Throughout the term of the Notes, the conversion rate may be adjusted upon the occurrence of certain events. Holders of the Notes will not receive any cash payment representing accrued and unpaid interest upon conversion of a Note. Holders may convert their Notes only under the following circumstances:

 

   

if the last reported sale price of our common stock for at least 20 trading days (whether or not consecutive) during a period of 30 consecutive trading days ending on the last trading day of the immediately preceding calendar quarter is greater than or equal to 130% of the conversion price on each applicable trading day;

 

   

during the five business day period after any five consecutive trading day period (“Notes Measurement Period”) in which the “trading price” (as the term is defined in the Indenture) per $1,000 principal amount of Notes for each trading day of such Notes Measurement Period was less than 98% of the product of the last reported stock price on such trading day and the conversion rate on each such trading day;

 

   

upon the occurrence of specified corporate events; or

 

   

at any time on or after March 1, 2019 until the close of business on the second scheduled trading day immediately preceding the maturity date.

We separated the Notes into liability and equity components. The carrying amount of the liability component was calculated by measuring the estimated fair value of a similar liability that does not have an associated convertible feature. The carrying amount of the equity component representing the conversion option was determined by deducting the fair value of the liability component from the face value of the Notes as a whole. The excess of the principal amount of the liability component over its carrying amount (“debt discount”) is amortized to interest expense over the term of the Notes using the effective interest method with an effective interest rate of 4.98% per annum (5.46% inclusive of debt issuance costs). The equity component is not remeasured if it continues to meet the conditions for equity classification.

We allocated the total transaction costs incurred by the Notes issuance to the liability and equity components based on their relative values. Issuance costs of $7.0 million attributable to the $281.4 million liability component are being amortized to expense over the term of the Notes, and issuance costs of $1.6 million attributable to the $63.6 million equity component were offset against the equity component in stockholders’ equity. Additionally, we recorded a deferred tax liability of $23.7 million on the debt discount, which is not deductible for tax purposes.

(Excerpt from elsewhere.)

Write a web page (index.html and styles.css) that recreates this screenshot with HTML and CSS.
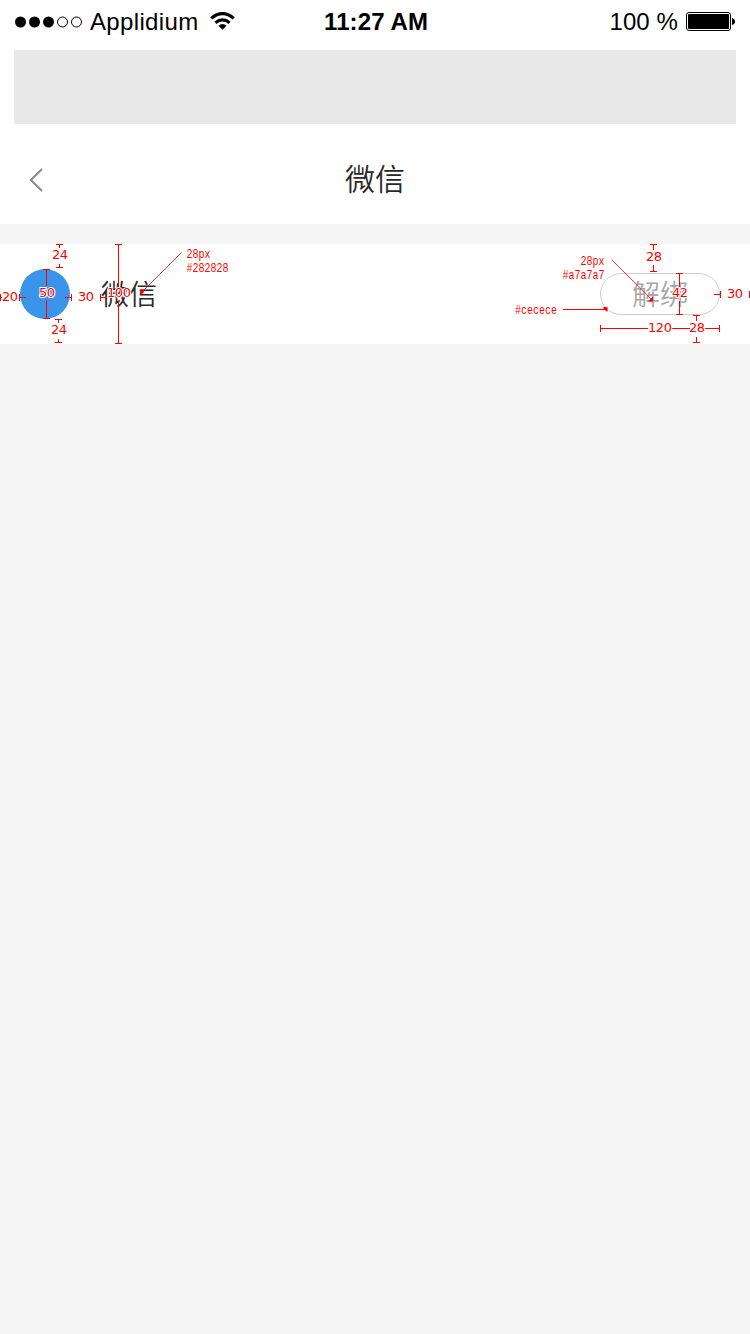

The Notes consist of the following as of June 30, 2017, and December 31, 2016 (in thousands):

 

     June 30,
2017
     December 31,
2016
 

Liability component

   $ 345,000      $ 345,000  

Debt discount, net of amortization

     (29,695      (36,115

Debt issuance costs, net of amortization

     (3,702      (4,401
  

 

 

    

 

 

 

Net carrying amount

   $ 311,603      $ 304,484  
  

 

 

    

 

 

 

Equity component

   $ 63,643      $ 63,643  

Less: debt issuance costs allocated to equity

     (1,582      (1,582
  

 

 

    

 

 

 

Net carrying amount

   $ 62,061      $ 62,061  
  

 

 

    

 

 

 

 

Interest expense recognized related to the Notes during the three and six months ended June 30, 2017 and 2016 was as follows (in thousands):

 

     Three months ended June 30,      Six months ended June 30,  
     2017      2016      2017      2016  

0.75% coupon

   $ 647      $ 647      $ 1,287      $ 1,287  

Amortization of debt issuance costs

     354        362        699        719  

Amortization of debt discount

     3,249        3,050        6,420        6,025  
  

 

 

    

 

 

    

 

 

    

 

 

 
   $ 4,250      $ 4,059      $ 8,406      $ 8,031  
  

 

 

    

 

 

    

 

 

    

 

 

 

Note Hedges

We paid an aggregate of $63.9 million in convertible note hedge transactions with respect to our common stock (“Note Hedges”) in September 2014. The Note Hedges will expire upon maturity of the Notes. The Note Hedges are intended to offset the potential dilution upon conversion and/or offset any cash payments we are required to make in excess of the principal amount upon conversion of the Notes in the event that the market value per share of our common stock, as measured under the terms of the Note Hedges, is greater than the strike price of the Note Hedges. The strike price of the Note Hedges initially corresponds to the conversion price of the Notes and is subject to anti-dilution adjustments substantially similar to those applicable to the conversion price of the Notes. The Note Hedges are separate transactions and are not part of the Notes. Holders of the Notes will not have any rights with respect to the Note Hedges.

Warrants

Concurrently with entering into the Note Hedges, we separately entered into warrant transactions (“Warrants”), whereby we sold Warrants to acquire shares of our common stock at a strike price of $68.86 per share. We received aggregate proceeds of $34.5 million from the sale of the Warrants. If the average market value per share of our common stock for the reporting period, as measured under the Warrants, exceeds the strike price of the Warrants, the Warrants will have a dilutive effect on our earnings per share. The Warrants are separate transactions and are not part of the Notes or the Note Hedges and are accounted for as a component of additional paid-in capital. Holders of the Notes and Note Hedges will not have any rights with respect to the Warrants.